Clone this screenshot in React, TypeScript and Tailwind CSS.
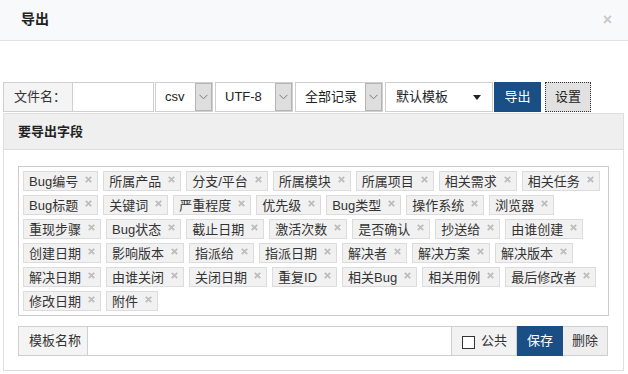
import React from "react";

const fields = [
  "Bug编号", "所属产品", "分支/平台", "所属模块", "所属项目", "相关需求", "相关任务",
  "Bug标题", "关键词", "严重程度", "优先级", "Bug类型", "操作系统", "浏览器",
  "重现步骤", "Bug状态", "截止日期", "激活次数", "是否确认", "抄送给", "由谁创建",
  "创建日期", "影响版本", "指派给", "指派日期", "解决者", "解决方案", "解决版本",
  "解决日期", "由谁关闭", "关闭日期", "重复ID", "相关Bug", "相关用例", "最后修改者",
  "修改日期", "附件",
];

const Cross = () => (
  <svg width="7" height="7" viewBox="0 0 7 7" className="ml-[7px] mb-[3px]">
    <path d="M0.8 0.8 L6.2 6.2 M6.2 0.8 L0.8 6.2" stroke="#bdbdbd" strokeWidth="1.8" />
  </svg>
);

const Chevron = () => (
  <svg width="9" height="6" viewBox="0 0 9 6">
    <path d="M0.5 0.8 L4.5 4.8 L8.5 0.8" fill="none" stroke="#7a7a7a" strokeWidth="1" />
  </svg>
);

const Select = ({ label, width, gap }: { label: string; width: string; gap: string }) => (
  <div className={`${width} ${gap} flex border border-[#cfcfcf] bg-white`}>
    <div className="flex flex-1 items-center pl-[9px] text-[13px] text-[#222]">{label}</div>
    <div className="flex w-[17px] items-center justify-center border border-[#b4b4b4] bg-[#dedede]">
      <Chevron />
    </div>
  </div>
);

const Tag = ({ text }: { text: string }) => (
  <div className="flex h-[20px] items-center border border-[#dcdcdc] bg-[#f1f1f1] pl-[5px] pr-[5px] text-[13px] leading-none text-[#333]">
    <span>{text}</span>
    <Cross />
  </div>
);

export default function App() {
  return (
    <div
      className="h-[374px] w-[628px] overflow-hidden bg-white text-[#333]"
      style={{ fontFamily: '"Liberation Sans", "Noto Sans CJK SC", sans-serif' }}
    >
      <div className="flex h-[41px] items-center justify-between border-b border-[#e3e3e3] bg-[#f8f9fb] pl-[21px] pr-[16px]">
        <span className="mb-[2px] text-[14px] font-bold text-[#222]">导出</span>
        <span className="text-[16px] font-bold text-[#c8c8c8]">×</span>
      </div>

      <div className="px-[3px] pt-[41px]">
        <div className="flex h-[30px]">
          <div className="flex w-[70px] items-center border border-[#cfcfcf] bg-[#f4f4f4] pl-[10px] text-[13px] text-[#333]">
            文件名：
          </div>
          <div className="w-[81px] border border-l-0 border-[#cfcfcf] bg-white"></div>
          <Select label="csv" width="w-[58px]" gap="ml-[1px]" />
          <Select label="UTF-8" width="w-[78px]" gap="ml-[2px]" />
          <Select label="全部记录" width="w-[88px]" gap="ml-[2px]" />
          <div className="ml-[2px] flex w-[108px] items-center justify-between border border-[#cfcfcf] bg-white pl-[10px] pr-[11px] text-[13px] text-[#222]">
            <span>默认模板</span>
            <svg width="8" height="5" viewBox="0 0 8 5">
              <path d="M0 0 L8 0 L4 5 Z" fill="#222" />
            </svg>
          </div>
          <button className="ml-[1px] flex w-[47px] items-center justify-center bg-[#1a4f85] text-[13px] text-white">
            导出
          </button>
          <button className="ml-[4px] flex w-[46px] items-center justify-center border border-dotted border-[#333] bg-[#e1e1e1] text-[13px] text-[#222]">
            设置
          </button>
        </div>

        <div className="mt-[1px] w-[621px] border border-[#dedede]">
          <div className="flex h-[36px] items-center border-b border-[#dedede] bg-[#efefef] pl-[14px] text-[13px] font-bold text-[#222]">
            要导出字段
          </div>
          <div className="px-[14px] pb-[14px] pt-[16px]">
            <div className="flex h-[150px] flex-wrap content-start gap-x-[5px] gap-y-[4px] border border-[#cccccc] p-[4px]">
              {fields.map((f) => (
                <Tag key={f} text={f} />
              ))}
            </div>
            <div className="mt-[10px] flex h-[30px] text-[13px]">
              <div className="flex w-[70px] items-center border border-[#cfcfcf] bg-[#f4f4f4] pl-[10px] text-[#333]">
                模板名称
              </div>
              <div className="w-[364px] border border-l-0 border-[#cfcfcf] bg-white"></div>
              <div className="flex w-[65px] items-center border border-l-0 border-[#cfcfcf] bg-[#f2f2f2] pl-[10px]">
                <span className="mt-[2px] h-[13px] w-[13px] border border-[#333] bg-white"></span>
                <span className="ml-[6px] text-[#333]">公共</span>
              </div>
              <button className="flex w-[46px] items-center justify-center bg-[#1a4f85] text-white">
                保存
              </button>
              <button className="flex w-[45px] items-center justify-center border border-l-0 border-[#cfcfcf] bg-[#eeeeee] text-[#333]">
                删除
              </button>
            </div>
          </div>
        </div>
      </div>
    </div>
  );
}
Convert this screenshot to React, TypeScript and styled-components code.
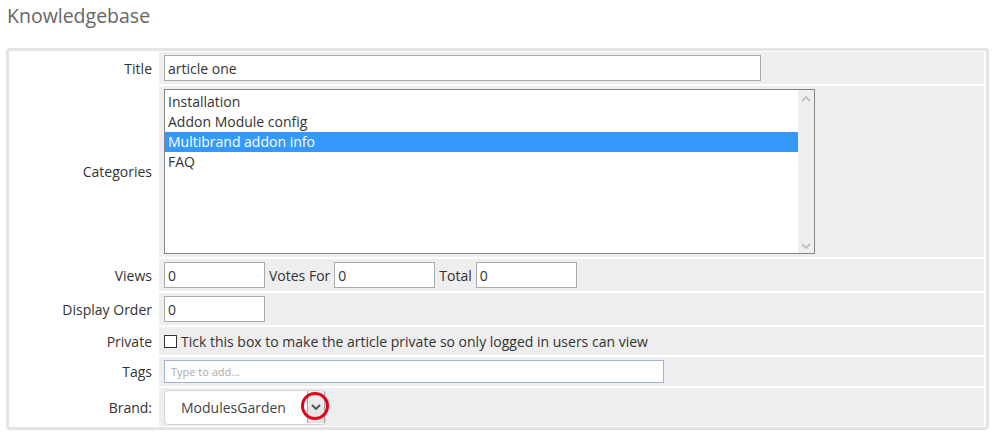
import { createGlobalStyle } from 'styled-components';
import styled from 'styled-components';

const GlobalStyle = createGlobalStyle`
  html, body {
    margin: 0;
    padding: 0;
    background: #fff;
  }
  body {
    font-family: 'Open Sans', 'Liberation Sans', sans-serif;
    font-size: 14px;
    color: #333;
  }
`;

const Page = styled.div`
  padding: 4px 6px 0 6px;
  width: 983px;
`;

const Heading = styled.h1`
  margin: 0 0 20px 1px;
  font-size: 19.5px;
  font-weight: 400;
  line-height: 24px;
  color: #666;
`;

const Panel = styled.div`
  border: 3px solid #e2e5e8;
  border-radius: 4px;
  padding: 1px 2px 1px 1px;
  display: grid;
  grid-template-columns: 147px 1fr;
  gap: 2px;
`;

const Label = styled.div`
  display: flex;
  align-items: center;
  justify-content: flex-end;
  padding-right: 5px;
  background: #fff;
  color: #333;
  font-size: 14px;
`;

const Field = styled.div<{ $h: number }>`
  background: #eee;
  height: ${(p) => p.$h}px;
  display: flex;
  align-items: center;
  gap: 4px;
  padding-left: 5px;
  font-size: 14px;
`;

const TextInput = styled.div<{ $w: number }>`
  box-sizing: border-box;
  width: ${(p) => p.$w}px;
  height: 26px;
  background: #fff;
  border: 1px solid #aaa;
  padding: 0 3px;
  display: flex;
  align-items: center;
  font-size: 14px;
  color: #333;
`;

const ListBox = styled.div`
  box-sizing: border-box;
  width: 651px;
  height: 165px;
  align-self: flex-start;
  margin-top: 3px;
  background: #fff;
  border: 1px solid #82858c;
  display: flex;
`;

const Options = styled.div`
  flex: 1;
  padding-top: 2px;
`;

const Option = styled.div<{ $selected?: boolean }>`
  height: 20px;
  line-height: 20px;
  padding-left: 3px;
  font-size: 14px;
  background: ${(p) => (p.$selected ? '#3399ff' : 'transparent')};
  color: ${(p) => (p.$selected ? '#fff' : '#333')};
`;

const ScrollTrack = styled.div`
  width: 16px;
  background: #efefef;
  display: flex;
  flex-direction: column;
  justify-content: space-between;
  align-items: center;
  padding: 6px 0 4px;
`;

const InlineLabel = styled.span`
  color: #333;
  font-size: 14px;
`;

const CheckBox = styled.span`
  box-sizing: border-box;
  width: 13px;
  height: 13px;
  border: 1px solid #333;
  background: #fff;
  display: inline-block;
`;

const TagsInput = styled.div`
  box-sizing: border-box;
  width: 500px;
  height: 23px;
  background: #fff;
  border: 1px solid #a3b2d3;
  padding-left: 6px;
  display: flex;
  align-items: center;
  font-size: 11px;
  color: #aaa;
`;

const Select = styled.div`
  position: relative;
  box-sizing: border-box;
  width: 162px;
  height: 35px;
  background: #fff;
  border: 1px solid #d4d4d4;
  border-radius: 4px;
  display: flex;
  align-items: center;
  padding-left: 16px;
  font-size: 14px;
  color: #444;
`;

const SelectArrow = styled.div`
  position: absolute;
  right: 0;
  top: 0;
  bottom: 1px;
  width: 16px;
  background: linear-gradient(#f2f2f2, #e0e0e0);
  border-left: 1px solid #a6a6a6;
  border-right: 1px solid #a6a6a6;
  display: flex;
  align-items: center;
  justify-content: center;
`;

const Marker = styled.div`
  position: absolute;
  box-sizing: border-box;
  right: -4px;
  top: 1px;
  width: 28px;
  height: 28px;
  border: 3px solid #e3001b;
  border-radius: 50%;
  pointer-events: none;
`;

const Chevron = ({ up, color }: { up?: boolean; color: string }) => (
  <svg width="10" height="6" viewBox="0 0 10 6">
    <path
      d={up ? 'M1 5 L5 1 L9 5' : 'M1 1 L5 5 L9 1'}
      fill="none"
      stroke={color}
      strokeWidth="2"
    />
  </svg>
);

export default function App() {
  return (
    <>
      <GlobalStyle />
      <Page>
        <Heading>Knowledgebase</Heading>
        <Panel>
          <Label>Title</Label>
          <Field $h={32}>
            <TextInput $w={597}>article one</TextInput>
          </Field>

          <Label>Categories</Label>
          <Field $h={171}>
            <ListBox>
              <Options>
                <Option>Installation</Option>
                <Option>Addon Module config</Option>
                <Option $selected>Multibrand addon info</Option>
                <Option>FAQ</Option>
              </Options>
              <ScrollTrack>
                <Chevron up color="#c3c3c3" />
                <Chevron color="#c3c3c3" />
              </ScrollTrack>
            </ListBox>
          </Field>

          <Label>Views</Label>
          <Field $h={32}>
            <TextInput $w={101}>0</TextInput>
            <InlineLabel>Votes For</InlineLabel>
            <TextInput $w={101}>0</TextInput>
            <InlineLabel>Total</InlineLabel>
            <TextInput $w={101}>0</TextInput>
          </Field>

          <Label>Display Order</Label>
          <Field $h={32}>
            <TextInput $w={101}>0</TextInput>
          </Field>

          <Label>Private</Label>
          <Field $h={28}>
            <CheckBox />
            <InlineLabel>
              Tick this box to make the article private so only logged in users can view
            </InlineLabel>
          </Field>

          <Label>Tags</Label>
          <Field $h={29}>
            <TagsInput>Type to add...</TagsInput>
          </Field>

          <Label>Brand:</Label>
          <Field $h={38}>
            <Select>
              ModulesGarden
              <SelectArrow>
                <Chevron color="#555" />
              </SelectArrow>
              <Marker />
            </Select>
          </Field>
        </Panel>
      </Page>
    </>
  );
}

_What the task requires_.
Restate the material word for word from its first line through the line containing "import React from", both included; the pictures do not belong in it.

_Exercise solution_.
Clone this screenshot in React, TypeScript and Tailwind CSS.
import React from "react";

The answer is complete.